* _DATASET EXTRACT_:

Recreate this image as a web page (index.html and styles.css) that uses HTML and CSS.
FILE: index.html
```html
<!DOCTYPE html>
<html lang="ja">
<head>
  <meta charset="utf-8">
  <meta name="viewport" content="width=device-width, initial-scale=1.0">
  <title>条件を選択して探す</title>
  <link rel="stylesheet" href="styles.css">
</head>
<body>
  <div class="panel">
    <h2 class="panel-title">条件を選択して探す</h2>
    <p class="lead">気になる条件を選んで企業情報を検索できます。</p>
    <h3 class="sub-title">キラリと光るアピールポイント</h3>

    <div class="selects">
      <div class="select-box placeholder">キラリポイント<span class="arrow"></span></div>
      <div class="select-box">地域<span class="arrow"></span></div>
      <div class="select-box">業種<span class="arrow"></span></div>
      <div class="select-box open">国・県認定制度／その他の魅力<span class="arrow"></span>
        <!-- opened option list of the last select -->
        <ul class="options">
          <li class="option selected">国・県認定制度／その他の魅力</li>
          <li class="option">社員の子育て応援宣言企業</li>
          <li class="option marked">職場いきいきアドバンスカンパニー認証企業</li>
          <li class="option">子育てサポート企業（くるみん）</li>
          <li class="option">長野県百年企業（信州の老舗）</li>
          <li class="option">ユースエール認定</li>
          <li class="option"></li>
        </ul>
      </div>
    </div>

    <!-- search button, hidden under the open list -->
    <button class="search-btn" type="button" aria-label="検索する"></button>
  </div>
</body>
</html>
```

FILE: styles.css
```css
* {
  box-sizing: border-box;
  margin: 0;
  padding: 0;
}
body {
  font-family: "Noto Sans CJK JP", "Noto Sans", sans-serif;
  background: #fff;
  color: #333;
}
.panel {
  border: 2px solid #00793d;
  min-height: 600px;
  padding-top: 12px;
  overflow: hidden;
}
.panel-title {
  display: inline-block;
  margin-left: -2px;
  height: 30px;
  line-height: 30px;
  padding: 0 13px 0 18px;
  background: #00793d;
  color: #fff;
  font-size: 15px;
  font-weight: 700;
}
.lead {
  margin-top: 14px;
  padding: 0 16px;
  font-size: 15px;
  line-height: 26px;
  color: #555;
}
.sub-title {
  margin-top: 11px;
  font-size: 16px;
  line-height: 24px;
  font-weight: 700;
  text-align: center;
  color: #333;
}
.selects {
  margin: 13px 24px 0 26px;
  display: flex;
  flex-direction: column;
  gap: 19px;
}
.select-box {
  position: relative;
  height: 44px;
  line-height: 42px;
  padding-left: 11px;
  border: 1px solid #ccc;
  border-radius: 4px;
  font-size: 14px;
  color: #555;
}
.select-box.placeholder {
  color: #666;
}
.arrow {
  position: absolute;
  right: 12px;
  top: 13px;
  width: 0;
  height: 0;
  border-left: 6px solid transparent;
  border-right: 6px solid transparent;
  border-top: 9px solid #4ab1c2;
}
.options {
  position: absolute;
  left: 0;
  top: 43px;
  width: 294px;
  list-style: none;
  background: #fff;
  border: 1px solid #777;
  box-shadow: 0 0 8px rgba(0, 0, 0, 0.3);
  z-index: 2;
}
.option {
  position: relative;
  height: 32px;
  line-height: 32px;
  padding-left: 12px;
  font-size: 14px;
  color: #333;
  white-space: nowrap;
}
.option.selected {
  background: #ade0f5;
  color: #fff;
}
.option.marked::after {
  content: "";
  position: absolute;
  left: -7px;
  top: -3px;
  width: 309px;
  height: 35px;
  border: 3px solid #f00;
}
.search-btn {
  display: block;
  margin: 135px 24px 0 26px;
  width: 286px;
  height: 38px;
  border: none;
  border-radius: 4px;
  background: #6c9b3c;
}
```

--

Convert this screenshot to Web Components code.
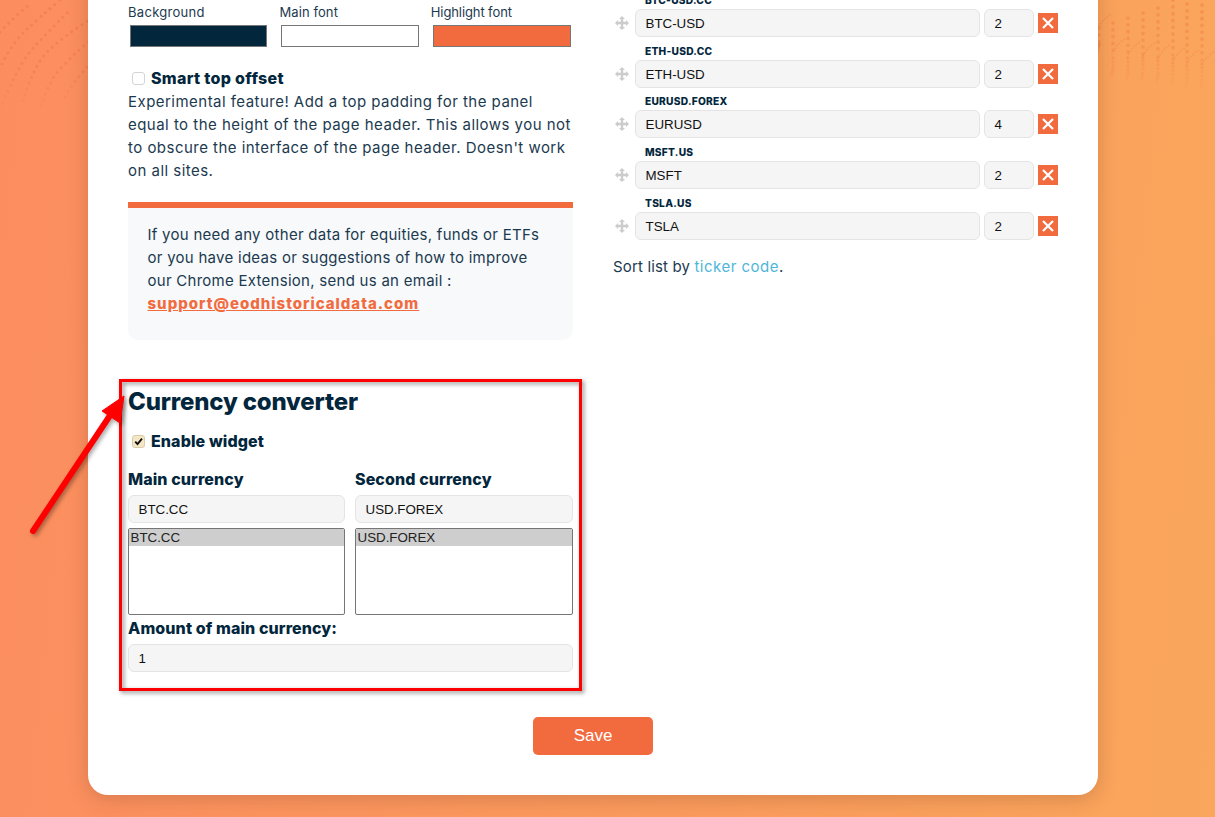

* _EXERCISE_: Find and copy every line in the entries above where the string "index" occurs.

* _THE RESPONSE_:
Recreate this image as a web page (index.html and styles.css) that uses HTML and CSS.
FILE: index.html
  z-index: 2;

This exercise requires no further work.